PROVIDED MATERIAL:
'''
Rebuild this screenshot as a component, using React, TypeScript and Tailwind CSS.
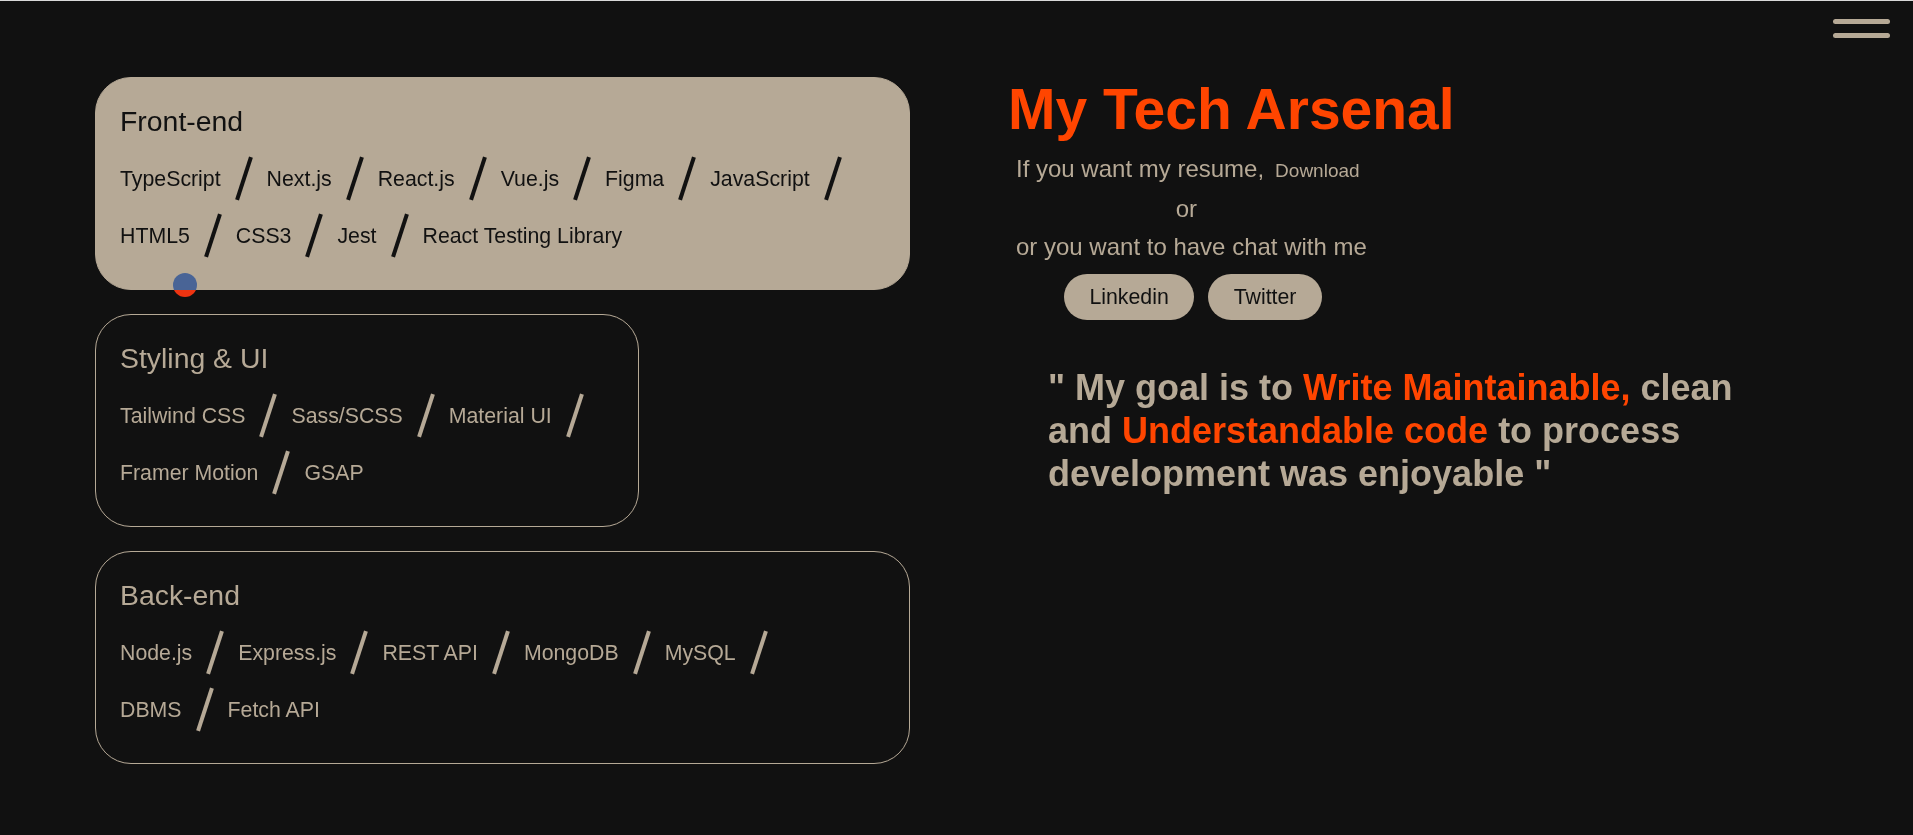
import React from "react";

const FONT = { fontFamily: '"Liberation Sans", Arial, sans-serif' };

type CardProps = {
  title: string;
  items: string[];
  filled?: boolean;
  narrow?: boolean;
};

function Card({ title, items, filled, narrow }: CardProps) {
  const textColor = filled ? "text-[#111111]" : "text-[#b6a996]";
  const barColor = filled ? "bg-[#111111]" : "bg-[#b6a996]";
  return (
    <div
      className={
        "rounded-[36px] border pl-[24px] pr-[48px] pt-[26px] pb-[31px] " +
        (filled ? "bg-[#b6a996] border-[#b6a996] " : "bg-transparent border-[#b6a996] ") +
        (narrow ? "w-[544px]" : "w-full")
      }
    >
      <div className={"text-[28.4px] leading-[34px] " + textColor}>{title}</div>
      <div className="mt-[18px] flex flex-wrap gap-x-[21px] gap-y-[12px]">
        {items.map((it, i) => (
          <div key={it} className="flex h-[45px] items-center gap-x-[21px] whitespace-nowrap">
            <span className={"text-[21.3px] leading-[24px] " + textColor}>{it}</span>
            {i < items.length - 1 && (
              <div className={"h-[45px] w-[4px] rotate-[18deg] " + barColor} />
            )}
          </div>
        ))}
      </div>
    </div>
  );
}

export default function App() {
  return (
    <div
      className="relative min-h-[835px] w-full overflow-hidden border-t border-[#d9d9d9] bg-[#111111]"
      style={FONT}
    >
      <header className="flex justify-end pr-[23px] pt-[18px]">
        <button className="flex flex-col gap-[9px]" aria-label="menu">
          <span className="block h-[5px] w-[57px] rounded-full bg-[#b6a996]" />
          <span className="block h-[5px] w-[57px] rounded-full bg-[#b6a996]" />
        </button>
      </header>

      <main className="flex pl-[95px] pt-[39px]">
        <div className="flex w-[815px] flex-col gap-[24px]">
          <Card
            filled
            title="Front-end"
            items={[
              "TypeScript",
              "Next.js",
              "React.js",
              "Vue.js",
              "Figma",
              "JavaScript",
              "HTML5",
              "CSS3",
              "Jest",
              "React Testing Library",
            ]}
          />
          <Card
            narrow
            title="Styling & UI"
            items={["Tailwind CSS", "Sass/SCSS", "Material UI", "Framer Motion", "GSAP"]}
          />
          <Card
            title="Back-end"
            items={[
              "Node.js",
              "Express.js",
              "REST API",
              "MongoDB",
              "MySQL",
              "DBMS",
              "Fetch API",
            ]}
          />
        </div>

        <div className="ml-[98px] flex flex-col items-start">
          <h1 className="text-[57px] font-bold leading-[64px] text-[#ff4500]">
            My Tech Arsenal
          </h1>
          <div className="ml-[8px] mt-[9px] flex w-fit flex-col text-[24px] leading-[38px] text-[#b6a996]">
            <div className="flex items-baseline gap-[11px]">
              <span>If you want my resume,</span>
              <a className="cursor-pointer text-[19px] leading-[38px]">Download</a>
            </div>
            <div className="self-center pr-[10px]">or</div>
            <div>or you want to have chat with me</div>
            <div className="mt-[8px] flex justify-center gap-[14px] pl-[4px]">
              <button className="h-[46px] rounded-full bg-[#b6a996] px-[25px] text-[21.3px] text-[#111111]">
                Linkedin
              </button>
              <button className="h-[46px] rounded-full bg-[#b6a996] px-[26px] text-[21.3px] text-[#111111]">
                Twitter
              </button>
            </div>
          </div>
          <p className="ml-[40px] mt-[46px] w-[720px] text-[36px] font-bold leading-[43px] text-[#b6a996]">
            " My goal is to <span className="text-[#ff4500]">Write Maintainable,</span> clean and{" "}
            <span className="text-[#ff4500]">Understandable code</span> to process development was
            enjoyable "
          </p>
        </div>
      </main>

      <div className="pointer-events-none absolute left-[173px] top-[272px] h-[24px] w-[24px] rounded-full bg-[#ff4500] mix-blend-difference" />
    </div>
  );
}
'''
EXERCISE DIRECTIONS: Transcribe the full listing above exactly, with the images removed.

IN RESPONSE:
Rebuild this screenshot as a component, using React, TypeScript and Tailwind CSS.
import React from "react";

const FONT = { fontFamily: '"Liberation Sans", Arial, sans-serif' };

type CardProps = {
  title: string;
  items: string[];
  filled?: boolean;
  narrow?: boolean;
};

function Card({ title, items, filled, narrow }: CardProps) {
  const textColor = filled ? "text-[#111111]" : "text-[#b6a996]";
  const barColor = filled ? "bg-[#111111]" : "bg-[#b6a996]";
  return (
    <div
      className={
        "rounded-[36px] border pl-[24px] pr-[48px] pt-[26px] pb-[31px] " +
        (filled ? "bg-[#b6a996] border-[#b6a996] " : "bg-transparent border-[#b6a996] ") +
        (narrow ? "w-[544px]" : "w-full")
      }
    >
      <div className={"text-[28.4px] leading-[34px] " + textColor}>{title}</div>
      <div className="mt-[18px] flex flex-wrap gap-x-[21px] gap-y-[12px]">
        {items.map((it, i) => (
          <div key={it} className="flex h-[45px] items-center gap-x-[21px] whitespace-nowrap">
            <span className={"text-[21.3px] leading-[24px] " + textColor}>{it}</span>
            {i < items.length - 1 && (
              <div className={"h-[45px] w-[4px] rotate-[18deg] " + barColor} />
            )}
          </div>
        ))}
      </div>
    </div>
  );
}

export default function App() {
  return (
    <div
      className="relative min-h-[835px] w-full overflow-hidden border-t border-[#d9d9d9] bg-[#111111]"
      style={FONT}
    >
      <header className="flex justify-end pr-[23px] pt-[18px]">
        <button className="flex flex-col gap-[9px]" aria-label="menu">
          <span className="block h-[5px] w-[57px] rounded-full bg-[#b6a996]" />
          <span className="block h-[5px] w-[57px] rounded-full bg-[#b6a996]" />
        </button>
      </header>

      <main className="flex pl-[95px] pt-[39px]">
        <div className="flex w-[815px] flex-col gap-[24px]">
          <Card
            filled
            title="Front-end"
            items={[
              "TypeScript",
              "Next.js",
              "React.js",
              "Vue.js",
              "Figma",
              "JavaScript",
              "HTML5",
              "CSS3",
              "Jest",
              "React Testing Library",
            ]}
          />
          <Card
            narrow
            title="Styling & UI"
            items={["Tailwind CSS", "Sass/SCSS", "Material UI", "Framer Motion", "GSAP"]}
          />
          <Card
            title="Back-end"
            items={[
              "Node.js",
              "Express.js",
              "REST API",
              "MongoDB",
              "MySQL",
              "DBMS",
              "Fetch API",
            ]}
          />
        </div>

        <div className="ml-[98px] flex flex-col items-start">
          <h1 className="text-[57px] font-bold leading-[64px] text-[#ff4500]">
            My Tech Arsenal
          </h1>
          <div className="ml-[8px] mt-[9px] flex w-fit flex-col text-[24px] leading-[38px] text-[#b6a996]">
            <div className="flex items-baseline gap-[11px]">
              <span>If you want my resume,</span>
              <a className="cursor-pointer text-[19px] leading-[38px]">Download</a>
            </div>
            <div className="self-center pr-[10px]">or</div>
            <div>or you want to have chat with me</div>
            <div className="mt-[8px] flex justify-center gap-[14px] pl-[4px]">
              <button className="h-[46px] rounded-full bg-[#b6a996] px-[25px] text-[21.3px] text-[#111111]">
                Linkedin
              </button>
              <button className="h-[46px] rounded-full bg-[#b6a996] px-[26px] text-[21.3px] text-[#111111]">
                Twitter
              </button>
            </div>
          </div>
          <p className="ml-[40px] mt-[46px] w-[720px] text-[36px] font-bold leading-[43px] text-[#b6a996]">
            " My goal is to <span className="text-[#ff4500]">Write Maintainable,</span> clean and{" "}
            <span className="text-[#ff4500]">Understandable code</span> to process development was
            enjoyable "
          </p>
        </div>
      </main>

      <div className="pointer-events-none absolute left-[173px] top-[272px] h-[24px] w-[24px] rounded-full bg-[#ff4500] mix-blend-difference" />
    </div>
  );
}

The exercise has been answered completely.